Thank you for the important role you are playing in helping restaurants stay afloat and helping customers stay fed while staying safe during these difficult times.

However, we urge you to consider making a small change that can both save the restaurants you partner with money while also helping to reduce the alarming quantities of single-use plastic pollution being generated right now.

We request that you change your default food delivery ordering process to one that does not automatically include utensils, napkins, condiments, or straws - all items that the vast majority of customers have in abundance in their homes.

Instead, customers would specifically request such items when they place their order for delivery — “opting in” to receive the specific items they need. Similar to how customers choose exactly which toppings they want on their pizza, customers should also be able to opt in to exactly which utensils, napkins, condiments, or straws they want. This small change would reduce costs to restaurants and help to protect our environment from our rapidly growing plastic pollution crisis.

Once you've made this change, we urge you to reach out to all of the restaurants you partner with to ensure that they follow through in honoring customers' wishes regarding these largely unnecessary and unwanted items.

We are sure you are aware of the single-use plastic pollution problem in our country. From streets, rivers, oceans and beaches burdened by plastic bags, bottles, straws and more, to fenceline communities near heavily polluting oil refineries and ethylene cracker plants, to the communities living near landfills and incinerators, to the potential health effects of finding microplastics in our food and our bodies - these are all perpetuated by the use of single-use plastic foodware.

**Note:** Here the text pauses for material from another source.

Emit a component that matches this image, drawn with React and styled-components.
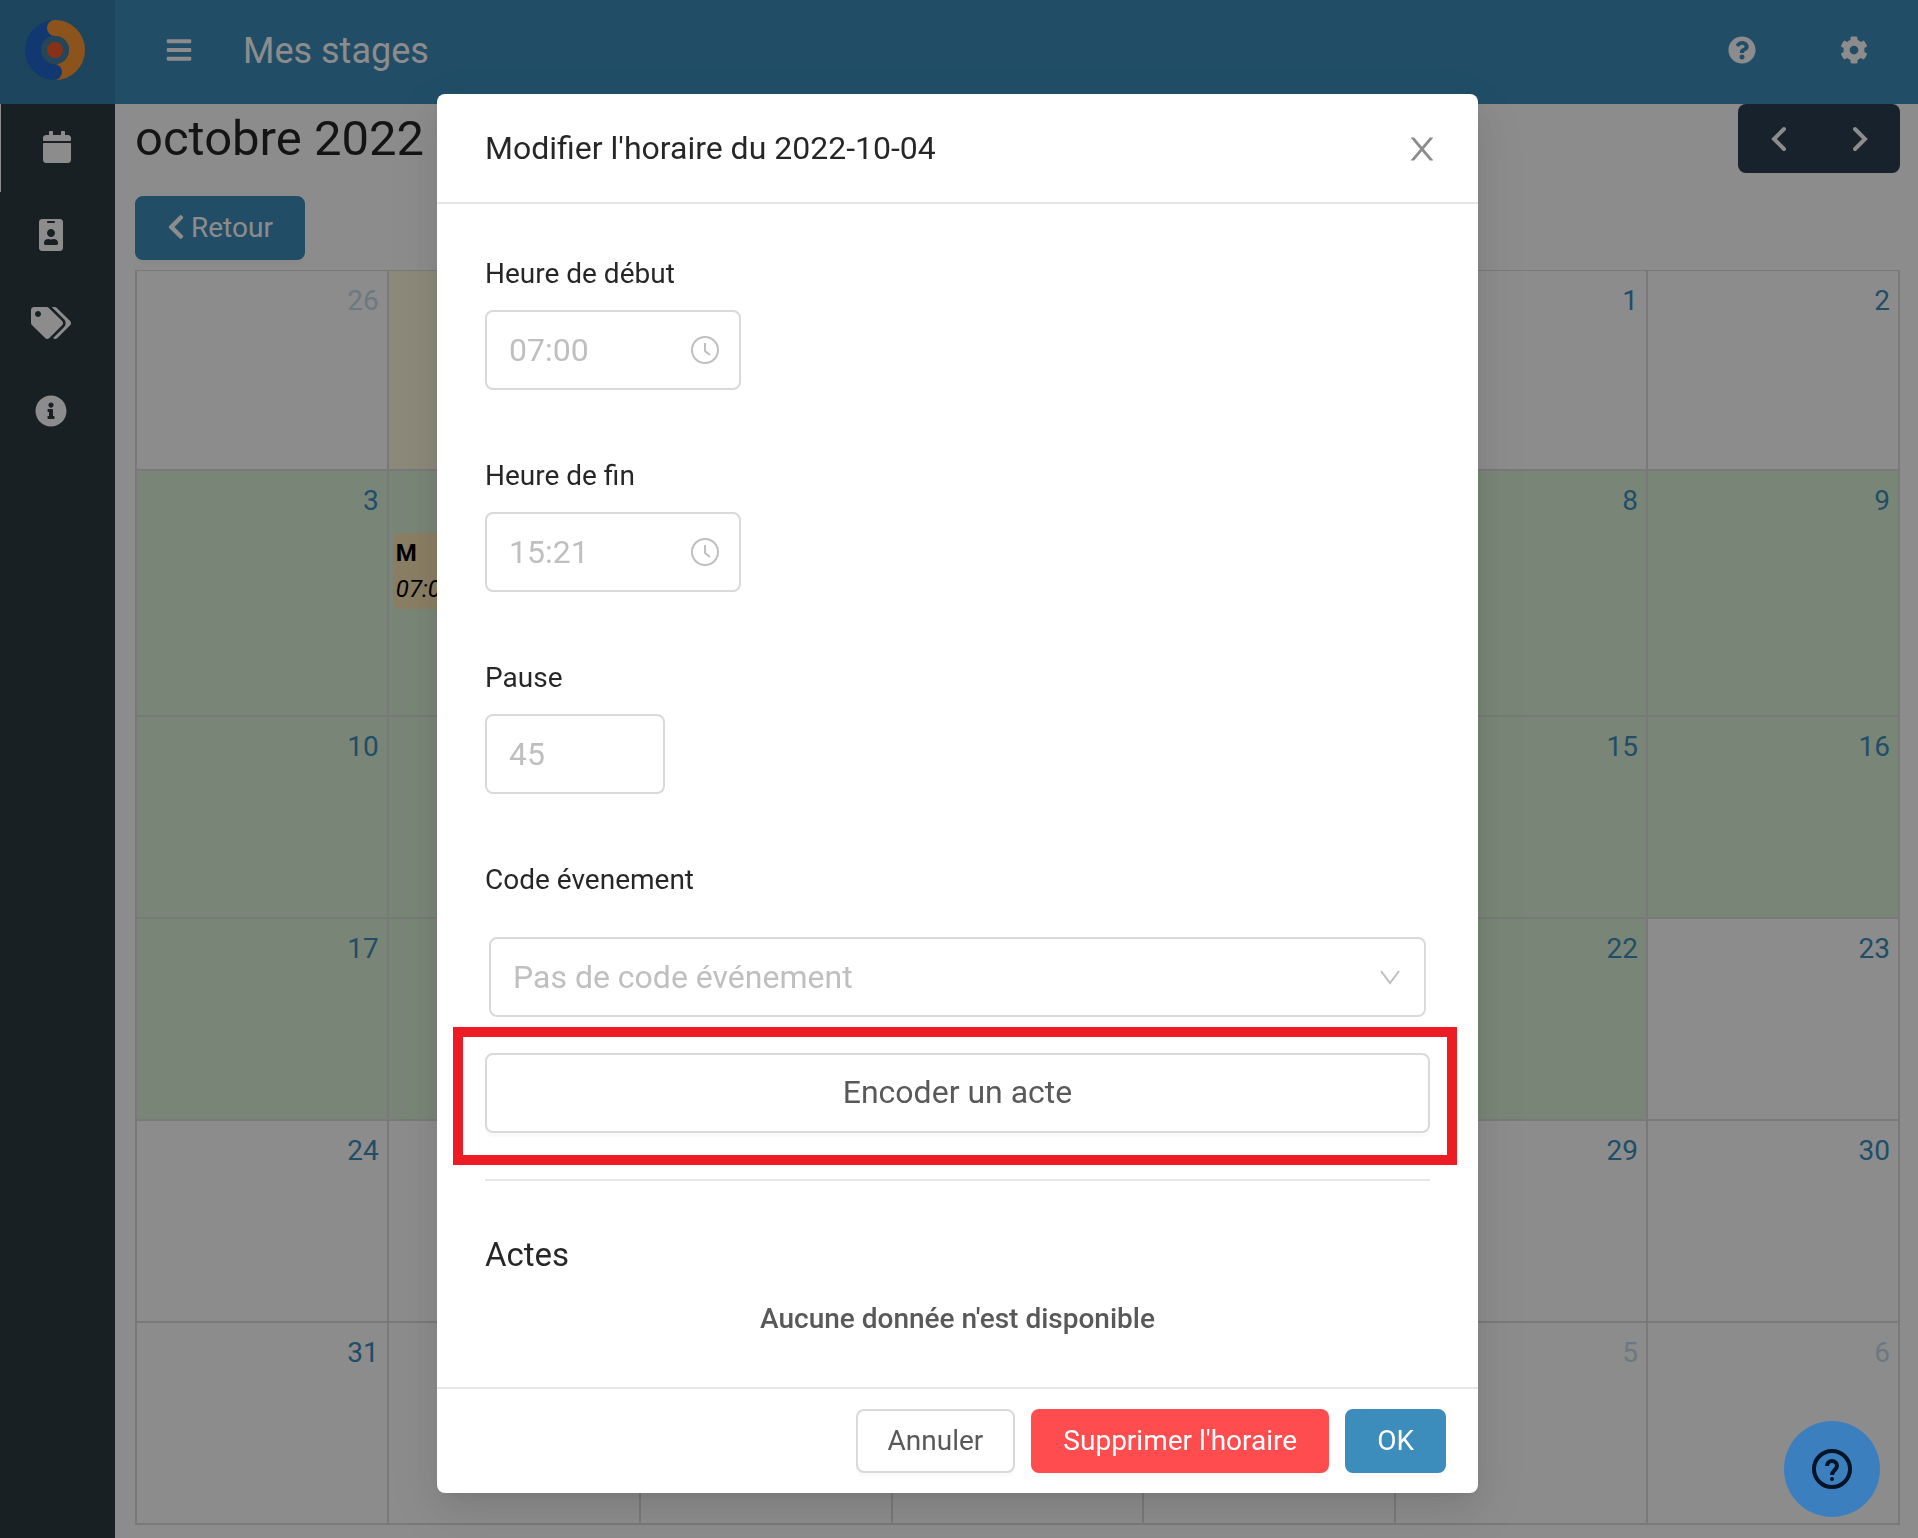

It is now estimated that 8.75 million metric tons of plastic enter our ocean each year from land-based sources, with a great majority of that waste generated in the consumption of food and beverages.

According to the UN Environment Report, only 9% of all plastics ever created have been recycled--with most still existing in their original form--whether buried in a landfill where they will take centuries to break down, or littered in our communities, parks, waterways, and oceans. Recycling can be helpful for some materials if done right, but it is not the panacea to our plastic pollution problem.

Some companies have introduced plant-based or bio-plastic products, often labeled as biodegradable or compostable, as an alternative to traditional plastics. However, claims that these products are compostable are misleading, as these plastics require a commercial composting facility for processing, which are rarely available. Regardless of compostability claims, bioplastics will generally be sent to the landfill or incinerated.

We call on you to show leadership by making your business’s default food delivery process such that customers must “opt in” to receive specific utensils, napkins, condiments, or straws.

Thank you for your consideration of this important issue.